» What to do:
Return the listing below verbatim. Pictures do not belong in the copy.

» Dataset section:
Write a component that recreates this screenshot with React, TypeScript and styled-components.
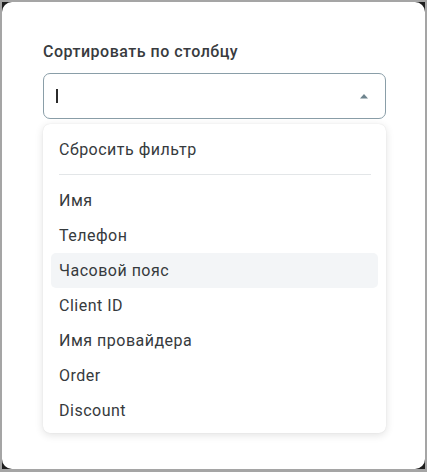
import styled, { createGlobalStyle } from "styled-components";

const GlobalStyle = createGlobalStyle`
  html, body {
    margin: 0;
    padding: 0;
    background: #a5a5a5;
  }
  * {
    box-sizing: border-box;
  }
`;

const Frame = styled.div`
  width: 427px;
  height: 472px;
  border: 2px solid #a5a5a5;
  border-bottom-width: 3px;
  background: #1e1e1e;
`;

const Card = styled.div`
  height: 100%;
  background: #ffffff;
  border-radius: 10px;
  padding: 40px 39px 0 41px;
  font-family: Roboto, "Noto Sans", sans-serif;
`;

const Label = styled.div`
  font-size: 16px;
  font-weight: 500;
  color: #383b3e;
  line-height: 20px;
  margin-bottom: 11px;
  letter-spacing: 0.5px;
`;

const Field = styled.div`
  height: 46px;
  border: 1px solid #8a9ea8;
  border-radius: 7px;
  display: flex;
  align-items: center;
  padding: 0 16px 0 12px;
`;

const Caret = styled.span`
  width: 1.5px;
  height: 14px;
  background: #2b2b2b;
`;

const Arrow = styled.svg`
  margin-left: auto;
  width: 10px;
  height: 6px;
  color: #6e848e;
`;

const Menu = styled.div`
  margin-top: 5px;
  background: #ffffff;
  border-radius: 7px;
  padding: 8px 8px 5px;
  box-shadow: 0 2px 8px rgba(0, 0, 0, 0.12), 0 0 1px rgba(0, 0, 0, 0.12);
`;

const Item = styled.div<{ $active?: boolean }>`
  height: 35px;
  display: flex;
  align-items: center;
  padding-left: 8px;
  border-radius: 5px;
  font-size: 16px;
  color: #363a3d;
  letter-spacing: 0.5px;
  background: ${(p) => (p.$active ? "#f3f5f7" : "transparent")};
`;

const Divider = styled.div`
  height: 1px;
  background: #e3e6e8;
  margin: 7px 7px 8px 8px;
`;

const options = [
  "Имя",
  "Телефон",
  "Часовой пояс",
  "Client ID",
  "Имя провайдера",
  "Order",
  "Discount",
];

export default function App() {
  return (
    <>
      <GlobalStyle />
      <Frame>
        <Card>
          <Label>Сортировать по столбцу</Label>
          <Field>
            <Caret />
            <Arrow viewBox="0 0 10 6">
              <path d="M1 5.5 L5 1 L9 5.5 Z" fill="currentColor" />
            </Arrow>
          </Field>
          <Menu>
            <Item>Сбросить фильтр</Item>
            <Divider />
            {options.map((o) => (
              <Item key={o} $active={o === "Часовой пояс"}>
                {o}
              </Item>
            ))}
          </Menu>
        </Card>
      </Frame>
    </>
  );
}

» Answer to this problem:
Write a component that recreates this screenshot with React, TypeScript and styled-components.
import styled, { createGlobalStyle } from "styled-components";

const GlobalStyle = createGlobalStyle`
  html, body {
    margin: 0;
    padding: 0;
    background: #a5a5a5;
  }
  * {
    box-sizing: border-box;
  }
`;

const Frame = styled.div`
  width: 427px;
  height: 472px;
  border: 2px solid #a5a5a5;
  border-bottom-width: 3px;
  background: #1e1e1e;
`;

const Card = styled.div`
  height: 100%;
  background: #ffffff;
  border-radius: 10px;
  padding: 40px 39px 0 41px;
  font-family: Roboto, "Noto Sans", sans-serif;
`;

const Label = styled.div`
  font-size: 16px;
  font-weight: 500;
  color: #383b3e;
  line-height: 20px;
  margin-bottom: 11px;
  letter-spacing: 0.5px;
`;

const Field = styled.div`
  height: 46px;
  border: 1px solid #8a9ea8;
  border-radius: 7px;
  display: flex;
  align-items: center;
  padding: 0 16px 0 12px;
`;

const Caret = styled.span`
  width: 1.5px;
  height: 14px;
  background: #2b2b2b;
`;

const Arrow = styled.svg`
  margin-left: auto;
  width: 10px;
  height: 6px;
  color: #6e848e;
`;

const Menu = styled.div`
  margin-top: 5px;
  background: #ffffff;
  border-radius: 7px;
  padding: 8px 8px 5px;
  box-shadow: 0 2px 8px rgba(0, 0, 0, 0.12), 0 0 1px rgba(0, 0, 0, 0.12);
`;

const Item = styled.div<{ $active?: boolean }>`
  height: 35px;
  display: flex;
  align-items: center;
  padding-left: 8px;
  border-radius: 5px;
  font-size: 16px;
  color: #363a3d;
  letter-spacing: 0.5px;
  background: ${(p) => (p.$active ? "#f3f5f7" : "transparent")};
`;

const Divider = styled.div`
  height: 1px;
  background: #e3e6e8;
  margin: 7px 7px 8px 8px;
`;

const options = [
  "Имя",
  "Телефон",
  "Часовой пояс",
  "Client ID",
  "Имя провайдера",
  "Order",
  "Discount",
];

export default function App() {
  return (
    <>
      <GlobalStyle />
      <Frame>
        <Card>
          <Label>Сортировать по столбцу</Label>
          <Field>
            <Caret />
            <Arrow viewBox="0 0 10 6">
              <path d="M1 5.5 L5 1 L9 5.5 Z" fill="currentColor" />
            </Arrow>
          </Field>
          <Menu>
            <Item>Сбросить фильтр</Item>
            <Divider />
            {options.map((o) => (
              <Item key={o} $active={o === "Часовой пояс"}>
                {o}
              </Item>
            ))}
          </Menu>
        </Card>
      </Frame>
    </>
  );
}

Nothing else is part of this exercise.